With her interest in the grotesqueries of bigtime university sports, UD has read tons of reports from tons of influential organizations about how to reform them. The Knight Commission is particularly fond of glossy publications packed with great ideas about academic integrity, financial accountability, and how to attract non-felonious people to your team.

Today’s IHE links to the most recent of these reports, from a faculty group, the Coalition on Intercollegiate Athletics. IHE summarizes:

[M]any of the recommendations [call] for an enhanced role for professors in overseeing sports programs. The Coalition on Intercollegiate Athletics is calling for the creation of a Campus Athletic Board at each campus, a majority of whose members would be tenured professors selected through faculty governance structures. This board would have to be consulted on all major athletics decisions, including the hiring of key officials, changes in the number of sports offered, and adding significant facilities. Other recommendations are designed to assure the primacy of academic values. For example, one recommendation is that admissions standards should be the same for all students, regardless of whether they are athletes, and that athletes “should be admitted based on their potential for academic success and not primarily on their athletic contribution.”
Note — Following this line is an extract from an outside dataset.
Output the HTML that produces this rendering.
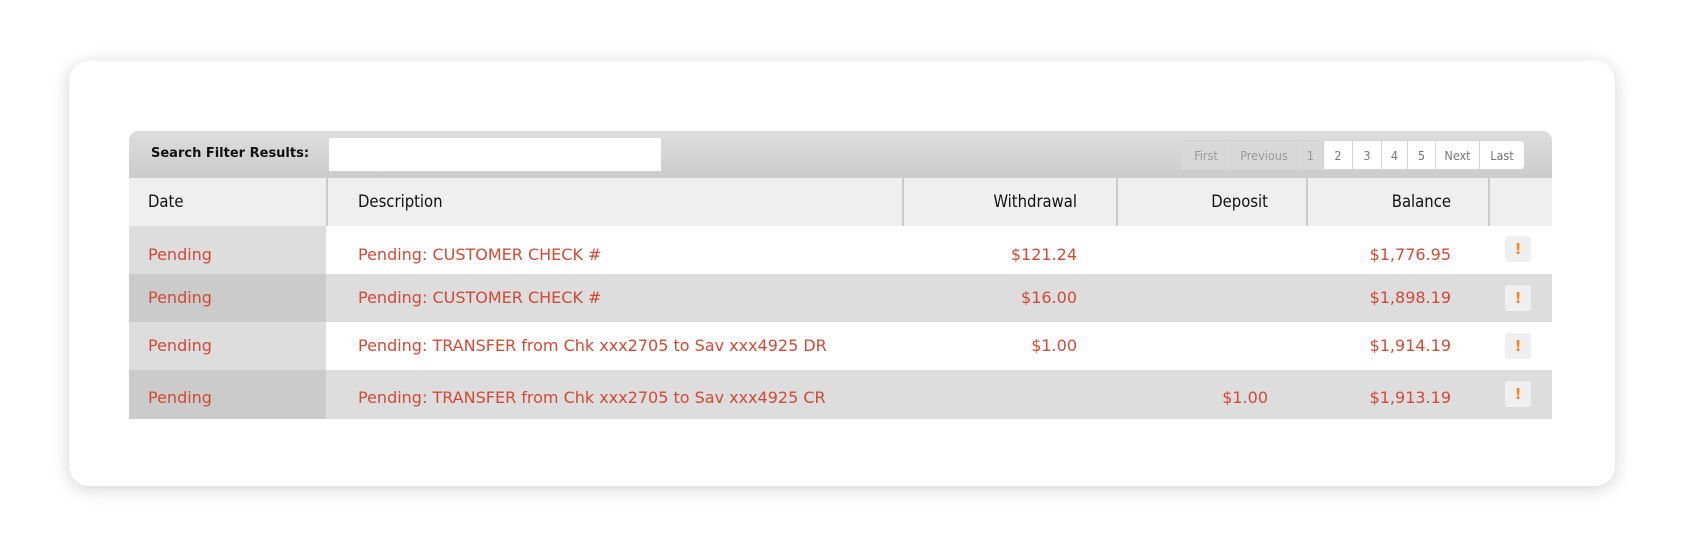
<!DOCTYPE html>
<html><head><meta charset="utf-8"><style>
*{box-sizing:border-box;margin:0;padding:0}
body{width:1683px;height:552px;background:#fff;position:relative;overflow:hidden;font-family:"DejaVu Sans","Liberation Sans",sans-serif}
.card{position:absolute;left:69px;top:61px;width:1546px;height:425px;background:#fff;border-radius:20px;box-shadow:0 3px 18px rgba(0,0,0,.18)}
.tb{position:absolute;left:129px;top:131px;width:1423px;height:47px;border-radius:9px 9px 0 0;background:linear-gradient(#dedede,#cbcbcb)}
.lbl{position:absolute;left:151px;top:146px;font:bold 13px "DejaVu Sans","Liberation Sans",sans-serif;color:#111}
.inp{position:absolute;left:329px;top:138px;width:332px;height:33px;background:#fff}
.pg{position:absolute;top:140px;height:30px;display:flex;left:1181px}
.pg span{height:30px;line-height:30px;padding:0;font-size:12.5px;color:#777;background:#fff;border:1px solid #d4d4d4;margin-right:-1px;text-align:center;font-family:"DejaVu Sans Condensed",sans-serif}
.pg span.d{background:#d8d8d8;color:#999}
.row{position:absolute;left:129px;width:1423px;font-size:16px}
.row div{position:absolute;top:0;height:100%}
.hd{top:178px;height:48px;background:#efefef;color:#111;font-family:"DejaVu Sans Condensed",sans-serif;font-size:16.5px}
.hd .s{border-left:2px solid #ccc}
.r{height:48px;color:#d04a35}
.ic{position:absolute;width:26px;height:26px;background:#efefef;border-radius:3px;color:#f5852a;font-weight:bold;text-align:center;line-height:26px;font-size:15px;font-family:"DejaVu Sans",sans-serif}
</style></head><body>
<div class="card"></div>
<div class="tb"></div>
<div class="lbl">Search Filter Results:</div>
<div class="inp"></div>
<div class="pg"><span class="d" style="width:50px">First</span><span class="d" style="width:68px">Previous</span><span class="d" style="width:27px">1</span><span style="width:30px">2</span><span style="width:30px">3</span><span style="width:27px">4</span><span style="width:29px">5</span><span style="width:45px">Next</span><span style="width:46px;border-radius:0 4px 4px 0">Last</span></div>

<div class="row hd">
<div style="left:19px;line-height:48px">Date</div>
<div class="s" style="left:197px;width:2px"></div>
<div style="left:229px;line-height:48px">Description</div>
<div class="s" style="left:773px;width:2px"></div>
<div style="right:475px;line-height:48px">Withdrawal</div>
<div class="s" style="left:987px;width:2px"></div>
<div style="right:284px;line-height:48px">Deposit</div>
<div class="s" style="left:1177px;width:2px"></div>
<div style="right:101px;line-height:48px">Balance</div>
<div class="s" style="left:1359px;width:2px"></div>
</div>

<div class="row r" style="top:226px;background:#fff"><div style="left:0;width:197px;background:#ddd"></div>
<div style="left:19px;top:19px">Pending</div><div style="left:229px;top:19px">Pending: CUSTOMER CHECK #</div><div style="right:475px;top:19px">$121.24</div><div style="right:101px;top:19px">$1,776.95</div></div>
<div class="row r" style="top:274px;background:#ddd"><div style="left:0;width:197px;background:#cbcbcb"></div>
<div style="left:19px;top:14px">Pending</div><div style="left:229px;top:14px">Pending: CUSTOMER CHECK #</div><div style="right:475px;top:14px">$16.00</div><div style="right:101px;top:14px">$1,898.19</div></div>
<div class="row r" style="top:322px;background:#fff"><div style="left:0;width:197px;background:#ddd"></div>
<div style="left:19px;top:14px">Pending</div><div style="left:229px;top:14px">Pending: TRANSFER from Chk xxx2705 to Sav xxx4925 DR</div><div style="right:475px;top:14px">$1.00</div><div style="right:101px;top:14px">$1,914.19</div></div>
<div class="row r" style="top:370px;height:49px;background:#ddd"><div style="left:0;width:197px;background:#cbcbcb"></div>
<div style="left:19px;top:18px">Pending</div><div style="left:229px;top:18px">Pending: TRANSFER from Chk xxx2705 to Sav xxx4925 CR</div><div style="right:284px;top:18px">$1.00</div><div style="right:101px;top:18px">$1,913.19</div></div>

<div class="ic" style="left:1505px;top:236px">!</div>
<div class="ic" style="left:1505px;top:285px">!</div>
<div class="ic" style="left:1505px;top:333px">!</div>
<div class="ic" style="left:1505px;top:381px">!</div>
</body></html>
Well, UD‘ll read it... She reads all of these things... But listen. People like to say that the epicenter of power at American universities is the faculty, and in some ways this is true. But anyone aware of the money and power of bigtime athletics — not just the money and power... the huge grip bigtime athletics has on the imagination of these institutions, the way it just is Oklahoma State or whatever, and indeed the way it reaches into the communities surrounding these schools, knows that no bunch of faculty members (many of whom will evolve into tools rather than monitors of their school’s teams) is going to be able to do what this latest report wants them to do.

Serious reform of bigtime athletics is impossible as long as television exists. We’ll have to wait until the sun implodes.


Comments

NCAA and Academics

I can see the job posting now “...team allegiance and general knowledge of college sports desirable". Each time the direction of a program is changed by a rising need by the university for one thing or another, slowy erodes at a department and its standards for quality research, academics, and student achievment. Not unlike the impact on our programs by corporations wanting a higher level of techno-literacy, many universities focused two positions towards folks who were, shall we say, technophiliacs rather than theoretically inclined/informed. Reforms such as the proposed call for governance of university athletics by tenured professors will follow the same direction that the technology reform in that instead of taking time away from existing scholarship (learning how to do technology and Shakespeare) political hirings for sports enthusiast with a generalist knowledge of writing and literature will ensue. Eventually, these external demands /reforms cause the mishaping of goals as educators in that we do not respond to needs from the internal position but from external pressure placed upon us by “special interest” groups where we might find temporaneous financial rewards.

DIA, Special Hirings for Sport Enthusiast?, at 10:05 am EDT on June 18, 2007

And the ads will also say...

“Prior participation in Division I sports preferred.” (Just so they know about it, ya know, and so we can be sure they’ll be one of us.)